#### [TASK PROMPT]
Tally the lines in the following entries that include the word "React"; state only the total.

#### [DATASET RECORDS]
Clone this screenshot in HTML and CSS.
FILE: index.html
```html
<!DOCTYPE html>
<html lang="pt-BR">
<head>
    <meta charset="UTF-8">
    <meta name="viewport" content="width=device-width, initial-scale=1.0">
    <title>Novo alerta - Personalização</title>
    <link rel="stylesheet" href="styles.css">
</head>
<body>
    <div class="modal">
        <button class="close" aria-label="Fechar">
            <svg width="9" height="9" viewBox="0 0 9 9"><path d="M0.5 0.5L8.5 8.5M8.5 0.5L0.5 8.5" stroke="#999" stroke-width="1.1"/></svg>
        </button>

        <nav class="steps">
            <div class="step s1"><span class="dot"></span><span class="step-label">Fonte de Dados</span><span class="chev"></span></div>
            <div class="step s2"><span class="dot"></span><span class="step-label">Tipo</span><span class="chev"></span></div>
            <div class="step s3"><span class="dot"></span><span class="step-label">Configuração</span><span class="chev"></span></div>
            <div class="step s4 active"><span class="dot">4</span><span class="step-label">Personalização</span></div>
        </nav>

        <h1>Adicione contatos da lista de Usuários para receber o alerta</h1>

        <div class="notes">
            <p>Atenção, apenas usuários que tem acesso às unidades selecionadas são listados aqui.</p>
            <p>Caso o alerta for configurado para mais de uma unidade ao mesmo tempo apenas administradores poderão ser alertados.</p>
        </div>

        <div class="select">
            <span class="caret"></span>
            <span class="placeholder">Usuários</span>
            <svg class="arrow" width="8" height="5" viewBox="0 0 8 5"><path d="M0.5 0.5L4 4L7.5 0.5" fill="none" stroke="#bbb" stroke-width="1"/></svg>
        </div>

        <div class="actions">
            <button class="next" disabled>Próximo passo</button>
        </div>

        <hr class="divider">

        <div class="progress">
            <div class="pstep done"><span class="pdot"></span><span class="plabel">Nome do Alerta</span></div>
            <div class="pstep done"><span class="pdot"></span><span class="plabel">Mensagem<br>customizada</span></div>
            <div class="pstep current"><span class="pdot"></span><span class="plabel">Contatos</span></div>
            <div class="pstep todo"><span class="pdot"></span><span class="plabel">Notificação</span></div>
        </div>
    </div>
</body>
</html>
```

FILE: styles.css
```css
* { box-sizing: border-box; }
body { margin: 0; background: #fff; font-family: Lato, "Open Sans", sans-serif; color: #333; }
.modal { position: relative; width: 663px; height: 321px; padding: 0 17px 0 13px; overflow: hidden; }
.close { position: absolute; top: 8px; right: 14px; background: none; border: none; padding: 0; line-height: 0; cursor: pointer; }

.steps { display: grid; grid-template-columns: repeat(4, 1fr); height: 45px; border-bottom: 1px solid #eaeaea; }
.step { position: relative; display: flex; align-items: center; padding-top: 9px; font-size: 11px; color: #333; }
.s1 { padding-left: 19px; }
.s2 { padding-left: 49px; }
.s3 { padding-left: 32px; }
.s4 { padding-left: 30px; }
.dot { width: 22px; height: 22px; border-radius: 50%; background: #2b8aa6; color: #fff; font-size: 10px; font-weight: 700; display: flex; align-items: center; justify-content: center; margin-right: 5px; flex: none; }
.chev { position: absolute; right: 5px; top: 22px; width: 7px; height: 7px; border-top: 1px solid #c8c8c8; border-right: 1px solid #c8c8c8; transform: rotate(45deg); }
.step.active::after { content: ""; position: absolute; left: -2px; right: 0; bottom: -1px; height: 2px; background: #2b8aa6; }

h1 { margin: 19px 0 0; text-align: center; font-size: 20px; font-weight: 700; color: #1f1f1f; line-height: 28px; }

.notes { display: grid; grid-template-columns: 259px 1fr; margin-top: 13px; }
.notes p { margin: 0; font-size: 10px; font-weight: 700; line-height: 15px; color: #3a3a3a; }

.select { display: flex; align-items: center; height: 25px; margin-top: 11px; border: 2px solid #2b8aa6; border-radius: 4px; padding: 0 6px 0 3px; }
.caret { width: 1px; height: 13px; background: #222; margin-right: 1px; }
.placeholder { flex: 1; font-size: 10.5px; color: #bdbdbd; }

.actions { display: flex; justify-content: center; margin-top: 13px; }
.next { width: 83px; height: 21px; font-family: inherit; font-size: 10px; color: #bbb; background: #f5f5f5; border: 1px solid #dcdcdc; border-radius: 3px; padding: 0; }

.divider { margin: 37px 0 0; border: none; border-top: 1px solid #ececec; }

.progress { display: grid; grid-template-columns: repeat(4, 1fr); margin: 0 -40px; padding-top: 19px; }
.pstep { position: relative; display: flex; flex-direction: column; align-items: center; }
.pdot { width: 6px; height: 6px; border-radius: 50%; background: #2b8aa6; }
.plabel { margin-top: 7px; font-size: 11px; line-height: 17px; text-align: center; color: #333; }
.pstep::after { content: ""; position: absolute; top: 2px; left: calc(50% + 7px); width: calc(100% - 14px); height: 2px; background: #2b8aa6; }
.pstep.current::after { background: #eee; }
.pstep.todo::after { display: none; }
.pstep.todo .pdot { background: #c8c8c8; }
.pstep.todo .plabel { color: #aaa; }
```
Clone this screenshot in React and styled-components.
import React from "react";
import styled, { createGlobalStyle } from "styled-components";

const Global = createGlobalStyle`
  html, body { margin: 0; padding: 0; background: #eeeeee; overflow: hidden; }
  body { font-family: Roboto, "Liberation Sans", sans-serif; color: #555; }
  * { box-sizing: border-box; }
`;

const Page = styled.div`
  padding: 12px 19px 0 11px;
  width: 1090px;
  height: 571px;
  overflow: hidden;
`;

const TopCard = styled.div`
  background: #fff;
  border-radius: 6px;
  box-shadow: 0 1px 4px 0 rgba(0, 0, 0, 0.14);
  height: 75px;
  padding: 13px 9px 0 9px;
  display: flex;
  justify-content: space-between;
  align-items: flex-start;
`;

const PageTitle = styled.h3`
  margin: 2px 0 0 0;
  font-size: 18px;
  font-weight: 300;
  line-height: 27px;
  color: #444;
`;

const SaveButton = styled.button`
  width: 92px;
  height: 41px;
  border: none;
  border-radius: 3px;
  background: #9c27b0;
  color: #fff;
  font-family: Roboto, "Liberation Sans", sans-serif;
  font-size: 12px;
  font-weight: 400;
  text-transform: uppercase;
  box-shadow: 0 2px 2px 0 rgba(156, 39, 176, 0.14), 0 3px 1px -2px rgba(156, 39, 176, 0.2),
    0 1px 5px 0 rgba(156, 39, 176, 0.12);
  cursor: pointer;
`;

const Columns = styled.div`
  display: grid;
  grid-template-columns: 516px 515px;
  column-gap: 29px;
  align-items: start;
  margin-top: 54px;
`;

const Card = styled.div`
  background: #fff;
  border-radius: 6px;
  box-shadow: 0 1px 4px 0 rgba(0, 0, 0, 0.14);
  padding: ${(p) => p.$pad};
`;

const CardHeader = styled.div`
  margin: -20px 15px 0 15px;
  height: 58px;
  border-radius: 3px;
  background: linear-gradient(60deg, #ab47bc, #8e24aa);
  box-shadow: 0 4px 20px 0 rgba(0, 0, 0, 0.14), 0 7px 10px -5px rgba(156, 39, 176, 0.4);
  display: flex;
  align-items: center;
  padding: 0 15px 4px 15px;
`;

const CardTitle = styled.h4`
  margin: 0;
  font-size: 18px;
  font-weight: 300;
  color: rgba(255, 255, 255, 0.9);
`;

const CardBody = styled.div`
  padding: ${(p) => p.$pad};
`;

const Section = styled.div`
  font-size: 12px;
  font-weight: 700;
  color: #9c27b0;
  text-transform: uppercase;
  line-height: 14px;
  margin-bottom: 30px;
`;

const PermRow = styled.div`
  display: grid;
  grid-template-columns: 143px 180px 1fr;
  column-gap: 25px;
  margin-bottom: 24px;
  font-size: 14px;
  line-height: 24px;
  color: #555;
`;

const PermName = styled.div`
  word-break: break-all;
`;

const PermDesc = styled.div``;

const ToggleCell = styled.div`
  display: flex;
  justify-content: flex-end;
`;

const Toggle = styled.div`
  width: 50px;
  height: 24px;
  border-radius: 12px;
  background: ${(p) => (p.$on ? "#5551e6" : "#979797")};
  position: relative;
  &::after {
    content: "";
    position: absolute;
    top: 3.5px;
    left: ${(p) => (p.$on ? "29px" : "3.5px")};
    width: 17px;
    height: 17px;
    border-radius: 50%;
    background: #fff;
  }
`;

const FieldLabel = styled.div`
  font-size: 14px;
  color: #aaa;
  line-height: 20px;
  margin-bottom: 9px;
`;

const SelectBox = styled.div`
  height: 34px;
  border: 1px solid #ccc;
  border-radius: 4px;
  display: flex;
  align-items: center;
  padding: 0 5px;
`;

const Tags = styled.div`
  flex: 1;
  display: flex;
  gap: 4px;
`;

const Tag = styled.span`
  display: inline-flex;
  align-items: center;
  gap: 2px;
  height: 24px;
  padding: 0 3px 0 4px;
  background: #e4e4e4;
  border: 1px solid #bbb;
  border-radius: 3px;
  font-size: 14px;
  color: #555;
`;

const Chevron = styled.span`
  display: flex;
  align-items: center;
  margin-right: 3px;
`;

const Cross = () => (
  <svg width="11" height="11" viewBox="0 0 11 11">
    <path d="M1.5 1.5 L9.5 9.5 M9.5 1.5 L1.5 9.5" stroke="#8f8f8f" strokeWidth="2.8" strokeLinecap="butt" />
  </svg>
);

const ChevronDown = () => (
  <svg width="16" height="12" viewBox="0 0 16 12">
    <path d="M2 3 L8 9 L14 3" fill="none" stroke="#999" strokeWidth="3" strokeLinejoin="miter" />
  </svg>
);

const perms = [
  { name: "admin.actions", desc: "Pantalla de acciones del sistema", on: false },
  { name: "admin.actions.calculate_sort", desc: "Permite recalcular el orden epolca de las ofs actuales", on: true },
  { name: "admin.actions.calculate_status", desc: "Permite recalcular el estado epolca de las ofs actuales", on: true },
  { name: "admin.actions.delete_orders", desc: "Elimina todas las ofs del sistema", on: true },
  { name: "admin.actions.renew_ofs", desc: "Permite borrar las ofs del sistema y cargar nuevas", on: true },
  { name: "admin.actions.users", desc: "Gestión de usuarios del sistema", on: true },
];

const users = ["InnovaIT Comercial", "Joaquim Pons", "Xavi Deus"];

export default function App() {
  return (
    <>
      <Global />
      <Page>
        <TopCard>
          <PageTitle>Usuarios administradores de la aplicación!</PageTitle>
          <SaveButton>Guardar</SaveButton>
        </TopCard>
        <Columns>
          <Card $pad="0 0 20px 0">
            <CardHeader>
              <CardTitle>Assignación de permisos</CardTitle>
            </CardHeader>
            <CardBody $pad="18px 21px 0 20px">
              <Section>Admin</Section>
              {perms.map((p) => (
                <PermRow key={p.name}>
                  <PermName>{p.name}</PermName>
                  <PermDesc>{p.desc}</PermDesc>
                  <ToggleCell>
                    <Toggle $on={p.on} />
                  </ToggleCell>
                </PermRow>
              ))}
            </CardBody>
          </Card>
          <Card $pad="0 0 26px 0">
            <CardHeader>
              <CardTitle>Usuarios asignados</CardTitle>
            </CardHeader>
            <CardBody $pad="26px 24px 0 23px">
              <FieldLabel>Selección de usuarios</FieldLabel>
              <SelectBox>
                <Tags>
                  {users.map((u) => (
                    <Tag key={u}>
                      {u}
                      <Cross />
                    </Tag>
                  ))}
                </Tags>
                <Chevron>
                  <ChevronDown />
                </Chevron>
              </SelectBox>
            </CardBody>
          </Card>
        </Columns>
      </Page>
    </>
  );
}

* * *

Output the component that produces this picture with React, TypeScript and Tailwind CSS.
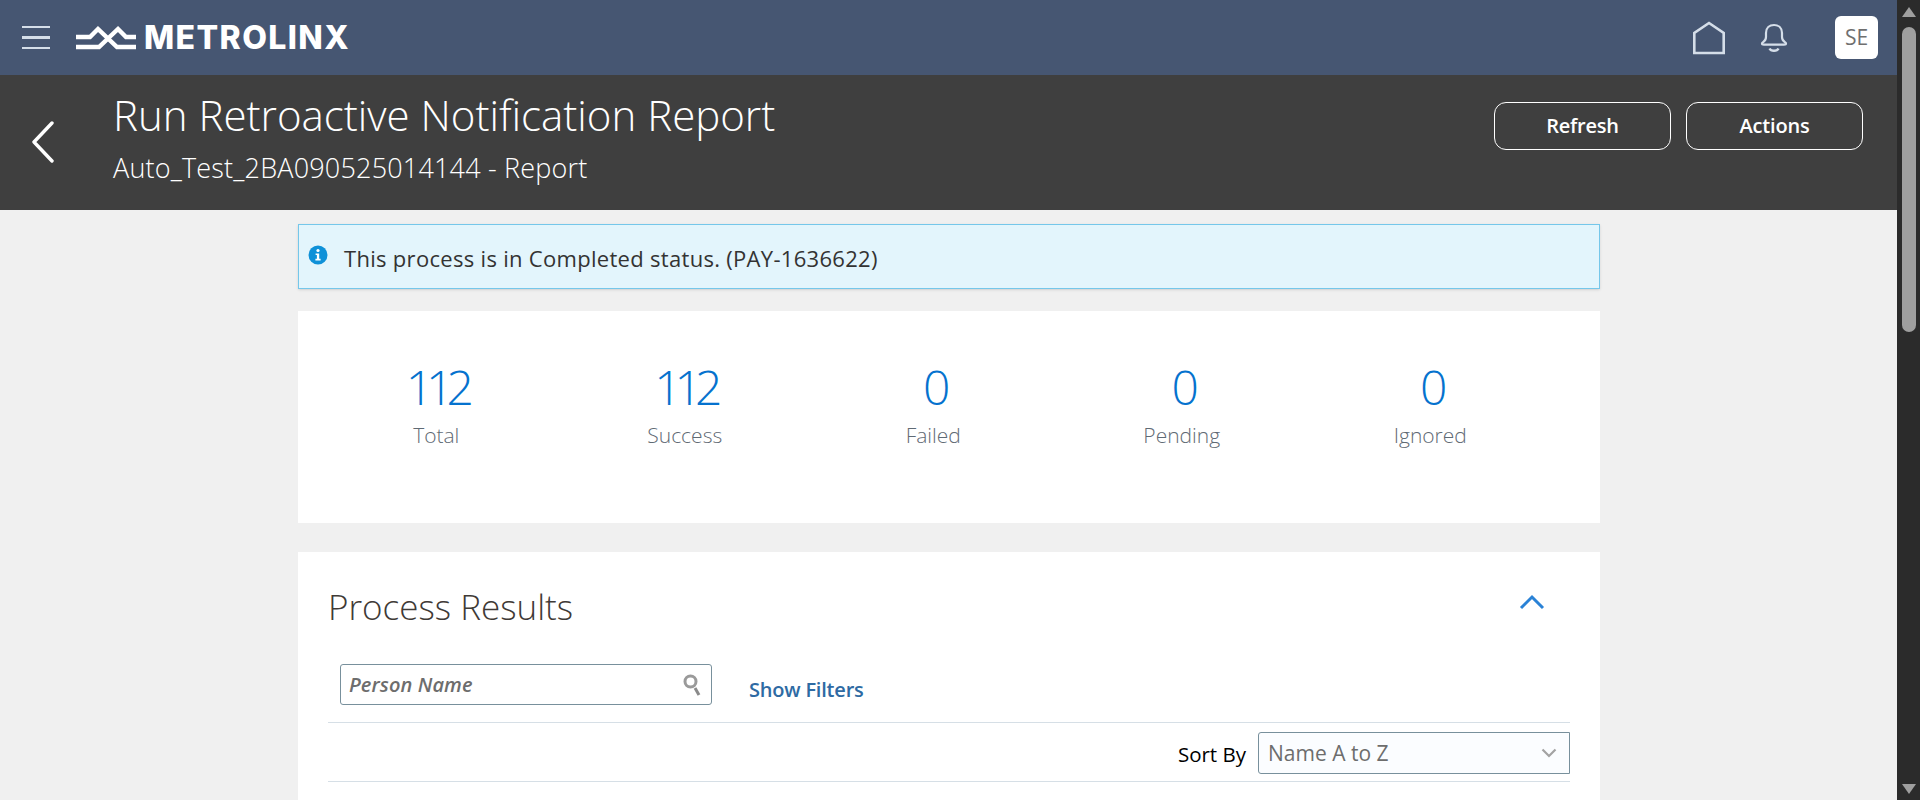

#### [ANSWER BELOW]
3